RECORDS SHOWN ->
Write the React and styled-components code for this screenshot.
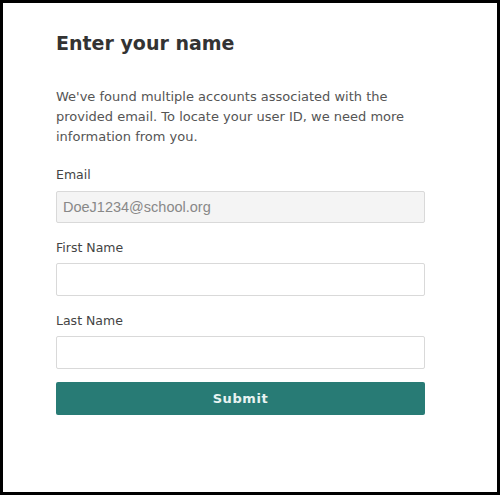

---

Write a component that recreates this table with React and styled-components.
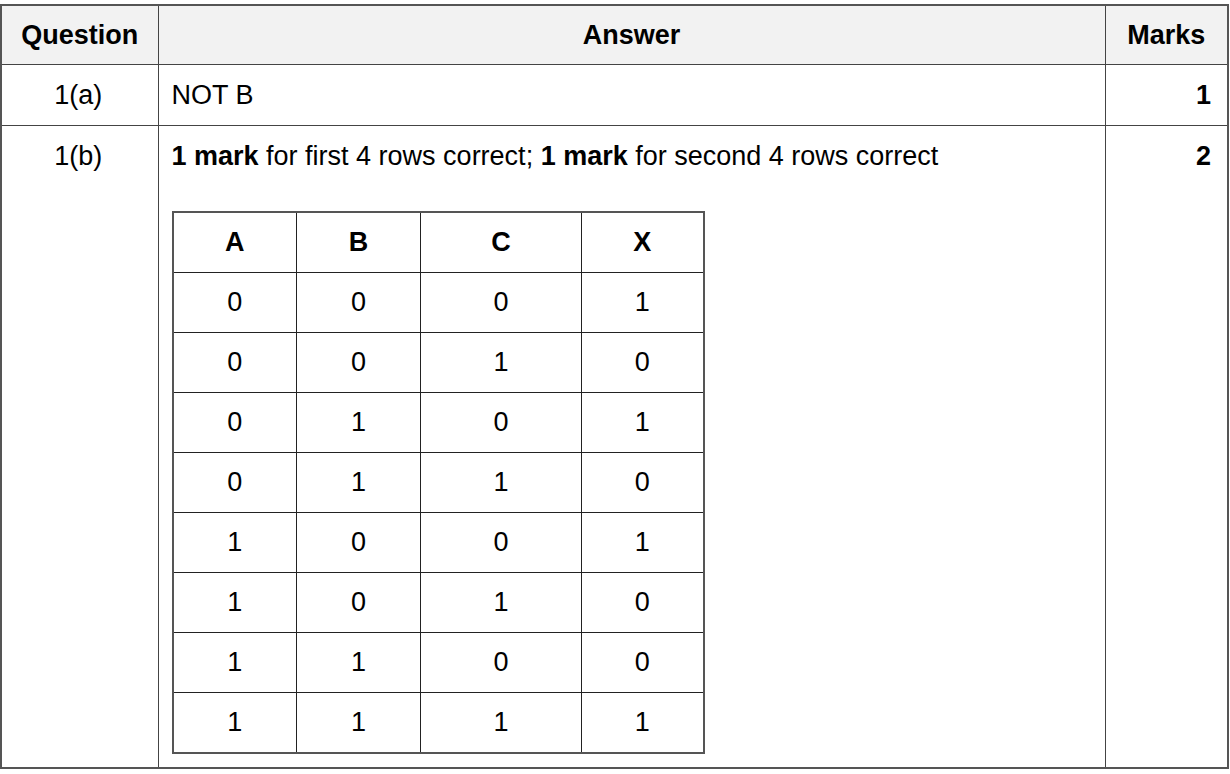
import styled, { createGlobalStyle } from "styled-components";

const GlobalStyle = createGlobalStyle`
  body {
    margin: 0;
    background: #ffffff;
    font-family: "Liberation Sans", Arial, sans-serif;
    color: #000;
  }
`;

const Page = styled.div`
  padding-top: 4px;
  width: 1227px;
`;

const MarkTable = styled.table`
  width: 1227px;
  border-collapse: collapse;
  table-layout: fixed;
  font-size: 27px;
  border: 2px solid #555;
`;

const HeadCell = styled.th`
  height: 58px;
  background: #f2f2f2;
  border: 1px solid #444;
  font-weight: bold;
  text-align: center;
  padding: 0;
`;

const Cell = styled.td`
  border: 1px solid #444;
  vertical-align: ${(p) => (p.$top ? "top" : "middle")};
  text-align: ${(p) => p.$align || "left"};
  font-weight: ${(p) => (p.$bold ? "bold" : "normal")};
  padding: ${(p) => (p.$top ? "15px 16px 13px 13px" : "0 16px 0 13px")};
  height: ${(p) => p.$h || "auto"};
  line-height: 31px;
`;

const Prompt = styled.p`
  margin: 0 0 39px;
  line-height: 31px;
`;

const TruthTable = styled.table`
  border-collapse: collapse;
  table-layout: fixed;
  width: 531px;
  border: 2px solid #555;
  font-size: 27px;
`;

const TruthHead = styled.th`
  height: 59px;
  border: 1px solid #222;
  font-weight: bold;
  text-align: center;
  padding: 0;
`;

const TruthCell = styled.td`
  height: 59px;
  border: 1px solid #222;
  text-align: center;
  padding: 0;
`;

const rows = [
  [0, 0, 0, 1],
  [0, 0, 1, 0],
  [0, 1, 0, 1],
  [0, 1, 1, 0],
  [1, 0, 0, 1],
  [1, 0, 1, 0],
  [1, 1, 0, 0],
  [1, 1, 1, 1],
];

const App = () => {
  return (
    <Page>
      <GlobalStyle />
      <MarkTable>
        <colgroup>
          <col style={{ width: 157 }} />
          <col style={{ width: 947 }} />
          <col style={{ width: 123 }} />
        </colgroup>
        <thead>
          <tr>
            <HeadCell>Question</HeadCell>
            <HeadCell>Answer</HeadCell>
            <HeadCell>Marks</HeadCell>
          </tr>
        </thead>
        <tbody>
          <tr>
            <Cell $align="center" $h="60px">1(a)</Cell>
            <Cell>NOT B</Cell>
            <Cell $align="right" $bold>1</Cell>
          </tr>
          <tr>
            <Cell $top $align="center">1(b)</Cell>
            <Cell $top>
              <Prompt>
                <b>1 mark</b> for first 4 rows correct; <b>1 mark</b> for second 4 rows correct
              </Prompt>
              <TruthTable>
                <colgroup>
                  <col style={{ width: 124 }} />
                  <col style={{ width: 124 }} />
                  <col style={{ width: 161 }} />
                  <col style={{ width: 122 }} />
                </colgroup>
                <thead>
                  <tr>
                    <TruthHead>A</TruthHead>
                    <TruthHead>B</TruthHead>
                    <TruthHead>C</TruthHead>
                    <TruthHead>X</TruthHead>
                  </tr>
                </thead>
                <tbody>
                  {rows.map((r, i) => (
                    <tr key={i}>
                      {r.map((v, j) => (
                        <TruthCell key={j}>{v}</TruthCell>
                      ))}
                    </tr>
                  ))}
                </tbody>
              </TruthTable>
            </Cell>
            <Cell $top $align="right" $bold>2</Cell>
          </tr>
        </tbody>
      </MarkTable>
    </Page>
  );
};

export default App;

WHAT THE TASK ASKS -> From the records above, copy every line that holds the word "this".

OUTPUT ->
Write the React and styled-components code for this screenshot.
Write a component that recreates this table with React and styled-components.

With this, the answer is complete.